Fander Falconí
La
historia lo demuestra. El Renacimiento empieza en Italia en el siglo XV y
continúa hasta el siglo XVI. Las artes, la política, la filosofía y las
ciencias avanzan aceleradamente desde Florencia, cuyo dialecto toscano se
convierte en el italiano moderno. Al mismo tiempo, en Venecia y en Génova,
aparecen las que serían algunas herramientas del futuro capitalismo: los
seguros marítimos, las letras de cambio, las cuentas corrientes y los libros de
contabilidad. Era una explosión incomprensible de conocimientos y de talentos
que cambiaría el mundo. Del oscurantismo nacían miles de luces.
Parecía
que la Edad Media recién despertaba de su letargo. Pero no era así. La
investigadora colombiana Clara Tamayo de Serrano (2007, Universidad de la
Sabana) relata que a fines del siglo IX aparecieron las primeras escuelas
‘anexas’ a los monasterios que enseñaban a leer y escribir a la gente común,
además de dar acceso al público a las representaciones teatrales religiosas.
La
primera universidad europea fue italiana (Bolonia, 1088). Cuando se da el
Renacimiento, Europa ya no es el continente destruido de mil años atrás. Hay
gente preparada en artes y ciencias, en comercio y en navegación. Tras siglos
de aferrarse al latín como única lengua escrita, ahora se conoce el griego
antiguo y las lenguas locales empiezan a escribirse.
Los que
creen que el Renacimiento fue una coincidencia de talentos o una intervención
extraterrestre se equivocan. Esta explosión del saber y de la cultura fue el
producto de varios siglos de intervenciones en la educación, hechas casi
siempre por el ala progresista de la Iglesia de Roma, institución que en ese
entonces era la más rica y con más poder (claro que tenía también un ala
ultraconservadora que fue la que diseñó la Inquisición). El siglo XV amanece
sediento de cultura y crece enfocado en las aulas. Por ejemplo, Miguel Ángel no
asomó de improviso a esculpir su gigantesca estatua de David. De niño aprendió
de los picapedreros en Carrara, de adolescente acudió a la Academia de Artes de
los Médici, mecenas florentinos.
Algunos
países, afectados por las frecuentes crisis económicas, cometen el error de
ajustarse los cinturones quitando presupuesto al único sector que puede
sacarlos de las crisis: el sector educativo. A lo largo de la historia, las potencias
han caído y han vuelto a levantarse en el mismo lugar en el que han caído. No
es que los recursos materiales hayan vuelto a reproducirse, ha sido el elemento
humano educado el que ha reconstruido esos países, como se observó en el siglo
XX. Estados Unidos no habría salido de la depresión de la década de los 30, si
es que no hubiera tenido una población preparada en las escuelas públicas (las
mismas que hoy está destruyendo el Gobierno, como informa US News 18-04-2017).

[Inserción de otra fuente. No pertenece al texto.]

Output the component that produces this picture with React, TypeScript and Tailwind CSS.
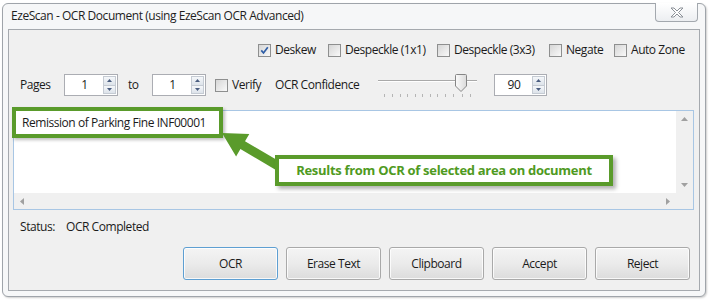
import React from "react";

function CheckBox({ checked = false }: { checked?: boolean }) {
  return (
    <span className="relative flex h-[13px] w-[13px] shrink-0 items-center justify-center border border-[#8e8f8f] bg-gradient-to-br from-[#d6d6d6] to-[#f9f9f9]">
      {checked && (
        <svg width="9" height="9" viewBox="0 0 9 9">
          <path d="M1.3 4.4 L3.5 7 L7.8 1.3" fill="none" stroke="#2f5ea6" strokeWidth="1.7" />
        </svg>
      )}
    </span>
  );
}

function SpinArrows() {
  return (
    <div className="flex w-[13px] flex-col">
      <div className="flex flex-1 items-center justify-center border border-[#c5cbd3] bg-gradient-to-b from-[#f5f7fa] to-[#dde3ea]">
        <svg width="5" height="3" viewBox="0 0 5 3">
          <path d="M0 3 L2.5 0 L5 3 Z" fill="#4a5d80" />
        </svg>
      </div>
      <div className="flex flex-1 items-center justify-center border border-t-0 border-[#c5cbd3] bg-gradient-to-b from-[#f5f7fa] to-[#dde3ea]">
        <svg width="5" height="3" viewBox="0 0 5 3">
          <path d="M0 0 L2.5 3 L5 0 Z" fill="#4a5d80" />
        </svg>
      </div>
    </div>
  );
}

function Spinner({ value, w }: { value: string; w: string }) {
  return (
    <div className={`flex h-[22px] ${w} shrink-0 border border-[#abadb3] bg-white p-[1px]`}>
      <div className="flex flex-1 items-center justify-center text-[12px] text-[#1b1b1b]">{value}</div>
      <SpinArrows />
    </div>
  );
}

function Slider() {
  const ticks = [384, 392, 400, 407, 415, 422, 430, 437, 445, 453, 462, 470];
  return (
    <svg width="100" height="26" viewBox="378 72 100 26" className="shrink-0">
      <line x1="378" y1="80.5" x2="477" y2="80.5" stroke="#a9a9a9" strokeWidth="1" />
      <line x1="378" y1="81.5" x2="477" y2="81.5" stroke="#ffffff" strokeWidth="1" />
      {ticks.map((t) => (
        <line key={t} x1={t + 0.5} y1="94" x2={t + 0.5} y2="97" stroke="#b5b5b5" strokeWidth="1" />
      ))}
      <defs>
        <linearGradient id="thumb" x1="0" y1="0" x2="1" y2="0">
          <stop offset="0" stopColor="#fbfbfb" />
          <stop offset="1" stopColor="#dadada" />
        </linearGradient>
      </defs>
      <path d="M455.5 75.5 Q455.5 74.5 456.5 74.5 L465.5 74.5 Q466.5 74.5 466.5 75.5 L466.5 86 L461 91.5 L455.5 86 Z" fill="url(#thumb)" stroke="#858585" strokeWidth="1" />
    </svg>
  );
}

function Btn({ label, focused = false }: { label: string; focused?: boolean }) {
  return (
    <div
      className={`flex h-[33px] w-[95px] items-center justify-center rounded-[3px] border ${
        focused ? "border-[#5e9fd2]" : "border-[#a9a9a9]"
      } bg-gradient-to-b from-[#f4f4f4] via-[#ebebeb] to-[#dcdcdc] text-[12px] text-[#1b1b1b] shadow-[inset_0_0_0_1px_rgba(255,255,255,0.8)]`}
    >
      {label}
    </div>
  );
}

export default function App() {
  return (
    <div className="relative h-[300px] w-[710px] overflow-hidden bg-white font-['Open_Sans',sans-serif] text-[12px] tracking-[-0.45px] text-[#1b1b1b]">
      {/* window */}
      <div className="ml-[2px] mt-[3px] flex h-[294px] w-[704px] flex-col rounded-[6px] border border-[#9fa4aa] bg-[#f6f7f8] px-[5px] pb-[5px] shadow-[1px_1px_2px_rgba(0,0,0,0.2)]">
        {/* title bar */}
        <div className="flex h-[25px] items-start justify-between">
          <div className="pl-[3px] pt-[4px] text-[12px] leading-[16px] text-[#1e1e1e]">
            EzeScan - OCR Document (using EzeScan OCR Advanced)
          </div>
          <div className="-mt-[1px] mr-[2px] flex h-[19px] w-[43px] items-center justify-center rounded-b-[4px] border border-t-0 border-[#a3a8ae] bg-gradient-to-b from-[#ffffff] to-[#eceef1]">
            <svg width="14" height="11" viewBox="0 0 14 11">
              <path
                d="M1 1 L4 1 L7 4 L10 1 L13 1 L8.5 5.5 L13 10 L10 10 L7 7 L4 10 L1 10 L5.5 5.5 Z"
                fill="#ffffff"
                stroke="#8a8f96"
                strokeWidth="1"
                strokeLinejoin="round"
              />
            </svg>
          </div>
        </div>
        {/* client */}
        <div className="flex flex-1 flex-col border border-[#a5a9ae] bg-[#f0f0f0]">
          {/* row 1 */}
          <div className="mt-[12px] flex h-[16px] items-center">
            <div className="w-[249px] shrink-0" />
            <div className="flex w-[70px] shrink-0 items-center">
              <CheckBox checked />
              <span className="ml-[4px]">Deskew</span>
            </div>
            <div className="flex w-[109px] shrink-0 items-center">
              <CheckBox />
              <span className="ml-[4px]">Despeckle (1x1)</span>
            </div>
            <div className="flex w-[112px] shrink-0 items-center">
              <CheckBox />
              <span className="ml-[4px]">Despeckle (3x3)</span>
            </div>
            <div className="flex w-[65px] shrink-0 items-center">
              <CheckBox />
              <span className="ml-[4px]">Negate</span>
            </div>
            <div className="flex shrink-0 items-center">
              <CheckBox />
              <span className="ml-[4px]">Auto Zone</span>
            </div>
          </div>
          {/* row 2 */}
          <div className="mt-[16px] flex h-[22px] items-center">
            <div className="w-[55px] shrink-0 pl-[11px]">Pages</div>
            <Spinner value="1" w="w-[54px]" />
            <div className="w-[34px] shrink-0 pl-[10px]">to</div>
            <Spinner value="1" w="w-[54px]" />
            <div className="w-[9px] shrink-0" />
            <CheckBox />
            <div className="w-[47px] shrink-0 pl-[4px]">Verify</div>
            <div className="w-[103px] shrink-0">OCR Confidence</div>
            <Slider />
            <div className="w-[16px] shrink-0" />
            <Spinner value="90" w="w-[53px]" />
          </div>
          {/* text area */}
          <div className="ml-[4px] mt-[14px] flex h-[100px] w-[681px] flex-col border border-[#a8c6e4] bg-white">
            <div className="flex flex-1">
              <div className="flex-1 pl-[8px] pt-[4px] leading-[16px]">Remission of Parking Fine INF00001</div>
              <div className="flex w-[17px] flex-col items-center justify-between bg-[#f0f0f0] py-[6px]">
                <svg width="7" height="4" viewBox="0 0 7 4">
                  <path d="M0 4 L3.5 0 L7 4 Z" fill="#a0a0a0" />
                </svg>
                <svg width="7" height="4" viewBox="0 0 7 4">
                  <path d="M0 0 L3.5 4 L7 0 Z" fill="#a0a0a0" />
                </svg>
              </div>
            </div>
            <div className="flex h-[16px]">
              <div className="flex flex-1 items-center justify-between bg-[#f0f0f0] px-[6px]">
                <svg width="4" height="7" viewBox="0 0 4 7">
                  <path d="M4 0 L0 3.5 L4 7 Z" fill="#a0a0a0" />
                </svg>
                <svg width="4" height="7" viewBox="0 0 4 7">
                  <path d="M0 0 L4 3.5 L0 7 Z" fill="#a0a0a0" />
                </svg>
              </div>
              <div className="w-[17px] bg-[#f0f0f0]" />
            </div>
          </div>
          {/* status */}
          <div className="mt-[9px] flex h-[16px] items-center">
            <div className="w-[57px] shrink-0 pl-[11px]">Status:</div>
            <div>OCR Completed</div>
          </div>
          {/* buttons */}
          <div className="mt-[12px] flex justify-end gap-[8px] pr-[9px]">
            <Btn label="OCR" focused />
            <Btn label="Erase Text" />
            <Btn label="Clipboard" />
            <Btn label="Accept" />
            <Btn label="Reject" />
          </div>
        </div>
      </div>

      {/* annotation overlay */}
      <div className="absolute left-[12px] top-[107px] h-[31px] w-[211px] border-[4px] border-[#5a9b2b] shadow-[2px_2px_3px_rgba(0,0,0,0.25)]" />
      <svg className="absolute left-0 top-0" width="710" height="300" viewBox="0 0 710 300">
        <polygon
          points="222,133 249.3,134 245,141.3 284.7,164.6 280.1,172.4 240.4,149.1 236.1,156.4"
          fill="#5a9b2b"
        />
      </svg>
      <div className="absolute left-[275px] top-[155px] flex h-[31px] w-[338px] items-center justify-center border-[4px] border-[#5a9b2b] bg-white text-[13px] font-bold tracking-[-0.3px] text-[#4f9a22] shadow-[3px_3px_4px_rgba(0,0,0,0.3)]">
        Results from OCR of selected area on document
      </div>
    </div>
  );
}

La extinta Unión Soviética no habría lanzado el primer satélite artificial del
planeta en 1957, si en 1917 no hubiera cambiado el sistema educativo
aristocrático de la Rusia zarista, por un sistema popular de inclusión con
altos presupuestos estatales.
En nuestro siglo XXI, con más razón, solo invirtiendo en la
educación pública podremos enfrentar los retos del futuro inmediato.